%%

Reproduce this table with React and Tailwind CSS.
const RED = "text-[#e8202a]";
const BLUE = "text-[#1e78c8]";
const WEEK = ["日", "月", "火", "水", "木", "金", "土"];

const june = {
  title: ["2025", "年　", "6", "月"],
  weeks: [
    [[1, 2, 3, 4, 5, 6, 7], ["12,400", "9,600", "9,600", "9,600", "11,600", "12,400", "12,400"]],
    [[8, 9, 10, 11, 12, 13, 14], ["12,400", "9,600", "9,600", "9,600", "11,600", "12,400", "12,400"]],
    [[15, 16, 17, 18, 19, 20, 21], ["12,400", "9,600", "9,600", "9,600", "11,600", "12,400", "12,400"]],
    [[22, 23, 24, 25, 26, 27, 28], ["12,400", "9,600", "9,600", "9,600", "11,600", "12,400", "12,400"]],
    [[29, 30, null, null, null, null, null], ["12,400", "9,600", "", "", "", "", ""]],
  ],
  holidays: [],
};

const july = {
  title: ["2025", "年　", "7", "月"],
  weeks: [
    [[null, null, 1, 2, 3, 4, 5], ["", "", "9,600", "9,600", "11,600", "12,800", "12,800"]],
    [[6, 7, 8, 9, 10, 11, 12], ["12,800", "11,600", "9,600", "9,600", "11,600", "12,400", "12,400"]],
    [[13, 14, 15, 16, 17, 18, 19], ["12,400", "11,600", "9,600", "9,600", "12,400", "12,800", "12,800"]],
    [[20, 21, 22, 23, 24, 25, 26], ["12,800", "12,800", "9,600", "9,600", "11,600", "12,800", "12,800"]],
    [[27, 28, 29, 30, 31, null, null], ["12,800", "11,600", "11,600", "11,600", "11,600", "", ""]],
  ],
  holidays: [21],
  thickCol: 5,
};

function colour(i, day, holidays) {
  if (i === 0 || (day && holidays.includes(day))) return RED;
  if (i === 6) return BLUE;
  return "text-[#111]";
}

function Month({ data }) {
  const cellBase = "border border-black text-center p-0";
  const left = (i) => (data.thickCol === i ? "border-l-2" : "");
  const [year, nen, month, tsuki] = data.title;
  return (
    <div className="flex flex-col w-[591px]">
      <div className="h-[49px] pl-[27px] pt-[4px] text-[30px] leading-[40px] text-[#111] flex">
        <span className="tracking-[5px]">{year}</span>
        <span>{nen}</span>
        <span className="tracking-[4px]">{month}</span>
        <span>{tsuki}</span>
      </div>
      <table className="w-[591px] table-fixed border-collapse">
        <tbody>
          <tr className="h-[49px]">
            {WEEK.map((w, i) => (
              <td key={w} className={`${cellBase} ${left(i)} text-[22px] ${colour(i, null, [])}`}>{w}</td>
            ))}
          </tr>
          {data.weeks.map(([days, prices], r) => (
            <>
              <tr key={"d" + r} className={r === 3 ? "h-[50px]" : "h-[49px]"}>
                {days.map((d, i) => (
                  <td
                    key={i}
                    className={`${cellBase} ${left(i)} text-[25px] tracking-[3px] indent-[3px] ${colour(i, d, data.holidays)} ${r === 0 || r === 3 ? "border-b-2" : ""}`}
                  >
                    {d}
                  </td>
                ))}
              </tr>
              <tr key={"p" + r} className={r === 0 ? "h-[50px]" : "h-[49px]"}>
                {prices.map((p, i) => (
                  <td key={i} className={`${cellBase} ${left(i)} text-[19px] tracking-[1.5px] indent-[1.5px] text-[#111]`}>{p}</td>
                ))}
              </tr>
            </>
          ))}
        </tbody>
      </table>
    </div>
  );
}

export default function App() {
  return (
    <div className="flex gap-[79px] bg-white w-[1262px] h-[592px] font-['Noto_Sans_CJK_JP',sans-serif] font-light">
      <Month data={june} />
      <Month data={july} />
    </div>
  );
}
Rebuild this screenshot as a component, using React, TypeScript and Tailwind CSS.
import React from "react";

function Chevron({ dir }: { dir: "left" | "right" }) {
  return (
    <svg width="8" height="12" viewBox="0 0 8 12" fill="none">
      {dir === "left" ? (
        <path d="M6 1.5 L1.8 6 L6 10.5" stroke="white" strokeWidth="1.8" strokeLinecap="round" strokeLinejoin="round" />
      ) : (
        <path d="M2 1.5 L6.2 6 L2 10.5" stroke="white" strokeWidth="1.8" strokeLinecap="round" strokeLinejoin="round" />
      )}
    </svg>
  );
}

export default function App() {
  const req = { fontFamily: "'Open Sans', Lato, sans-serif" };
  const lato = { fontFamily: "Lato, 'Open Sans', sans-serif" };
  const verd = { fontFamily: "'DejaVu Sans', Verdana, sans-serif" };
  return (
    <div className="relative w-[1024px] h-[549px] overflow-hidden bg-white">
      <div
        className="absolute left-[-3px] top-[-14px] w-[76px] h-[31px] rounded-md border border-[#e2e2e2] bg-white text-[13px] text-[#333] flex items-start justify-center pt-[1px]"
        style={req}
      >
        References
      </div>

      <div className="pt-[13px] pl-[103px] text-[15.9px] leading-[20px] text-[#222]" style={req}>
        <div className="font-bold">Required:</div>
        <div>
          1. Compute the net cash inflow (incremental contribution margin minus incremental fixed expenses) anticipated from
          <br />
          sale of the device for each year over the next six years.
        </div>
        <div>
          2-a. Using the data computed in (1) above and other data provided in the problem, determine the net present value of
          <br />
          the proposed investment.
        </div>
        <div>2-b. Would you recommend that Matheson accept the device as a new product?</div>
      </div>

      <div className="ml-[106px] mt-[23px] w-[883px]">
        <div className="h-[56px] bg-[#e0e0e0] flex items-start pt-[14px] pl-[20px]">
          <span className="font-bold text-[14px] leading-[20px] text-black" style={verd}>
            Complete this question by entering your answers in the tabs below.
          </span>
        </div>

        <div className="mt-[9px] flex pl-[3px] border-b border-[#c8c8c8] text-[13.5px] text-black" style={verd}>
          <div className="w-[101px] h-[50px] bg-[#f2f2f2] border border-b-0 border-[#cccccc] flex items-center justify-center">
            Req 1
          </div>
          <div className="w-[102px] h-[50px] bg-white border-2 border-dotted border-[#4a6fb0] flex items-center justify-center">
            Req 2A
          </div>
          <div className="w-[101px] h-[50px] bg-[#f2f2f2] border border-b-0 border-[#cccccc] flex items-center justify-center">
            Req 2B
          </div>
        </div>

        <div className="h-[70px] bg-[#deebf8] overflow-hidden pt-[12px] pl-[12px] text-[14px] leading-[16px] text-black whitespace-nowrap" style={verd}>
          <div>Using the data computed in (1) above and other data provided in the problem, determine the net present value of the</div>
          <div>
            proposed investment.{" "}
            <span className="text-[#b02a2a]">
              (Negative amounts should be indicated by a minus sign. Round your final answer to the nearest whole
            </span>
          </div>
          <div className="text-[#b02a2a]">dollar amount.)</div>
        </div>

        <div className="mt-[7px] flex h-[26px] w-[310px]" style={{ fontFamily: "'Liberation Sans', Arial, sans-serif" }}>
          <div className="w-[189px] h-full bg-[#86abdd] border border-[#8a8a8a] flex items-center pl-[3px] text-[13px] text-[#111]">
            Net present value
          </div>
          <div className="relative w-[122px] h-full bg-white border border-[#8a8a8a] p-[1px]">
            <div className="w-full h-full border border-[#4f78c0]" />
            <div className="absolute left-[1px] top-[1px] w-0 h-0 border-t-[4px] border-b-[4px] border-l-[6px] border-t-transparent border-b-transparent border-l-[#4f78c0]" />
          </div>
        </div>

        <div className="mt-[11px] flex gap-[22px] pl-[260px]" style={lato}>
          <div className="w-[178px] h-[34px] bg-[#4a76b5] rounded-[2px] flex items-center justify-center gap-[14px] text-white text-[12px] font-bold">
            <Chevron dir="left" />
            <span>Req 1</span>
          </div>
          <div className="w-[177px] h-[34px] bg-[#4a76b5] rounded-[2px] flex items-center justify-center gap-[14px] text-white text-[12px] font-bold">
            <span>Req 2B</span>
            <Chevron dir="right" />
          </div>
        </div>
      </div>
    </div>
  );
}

%%

### [Instruction]
Only the lines running from the line with "Rebuild this screenshot" through the line with "import React from" should be repeated, exactly and with both ends kept.

### [Result]
Rebuild this screenshot as a component, using React, TypeScript and Tailwind CSS.
import React from "react";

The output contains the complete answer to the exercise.